A law pending in the congress -- Senate Bill 1940, "The Ending the Double
Standard for Stock Options Act" sponsored by Carl Levin (D-Mich), John
McCain (R-Ariz), and three other senators -- promises to do exactly what the
Council wants. But it does something else at the same time: it’s a stealth
tax increase, and a gigantic one. And it’s an open invitation to new forms
of corruption by executives and auditors.
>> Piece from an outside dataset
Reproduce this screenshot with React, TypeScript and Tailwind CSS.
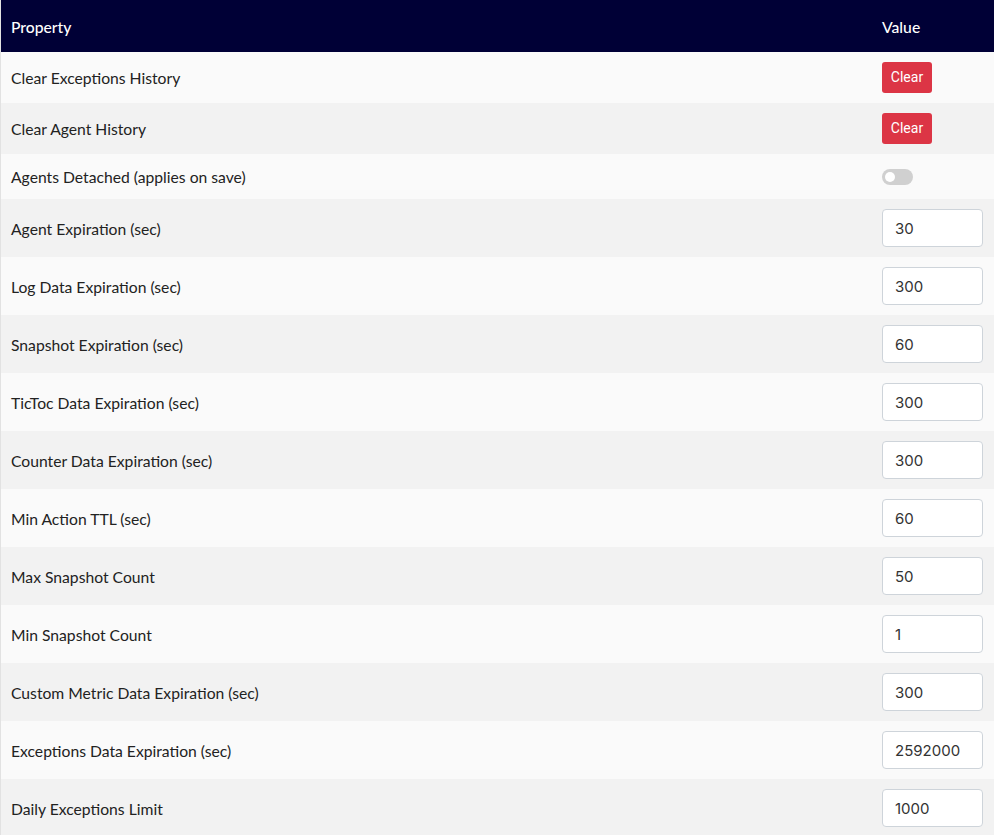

Under S.1940, every company that issues stock options would be hit with an
enormous tax-hike -- but technology companies that use options extensively
would be hit especially hard. S.1940 would increase Cisco Systems Inc’s
taxes by $1.1 billion based on last-year’s numbers. It would increase Oracle
Corp’s taxes by $988 million. It would increase Sun Microsystems Inc’s taxes
by $636 million. Extracting that kind of money from American companies and
shipping it off to Washington would abort today’s nascent economic recovery,
and turn Silicon Valley into Silicon Dust Bowl. Surely that’s not what the
Council of Institutional Investors wants -- but that’s what this bill would
do.
S.1940 hidden tax increase works by addressing a disconnect between
accounting rules and tax laws. Companies are currently not required to
report options expenses at all under generally accepted accounting
principles set by the Financial Accounting Standards Board. But the tax laws
set by Congress, companies can deduct options expenses. S.1940 resolves what
it calls this "double standard" by limiting a company’s tax deduction to
whatever options expense it reports in its financial statements.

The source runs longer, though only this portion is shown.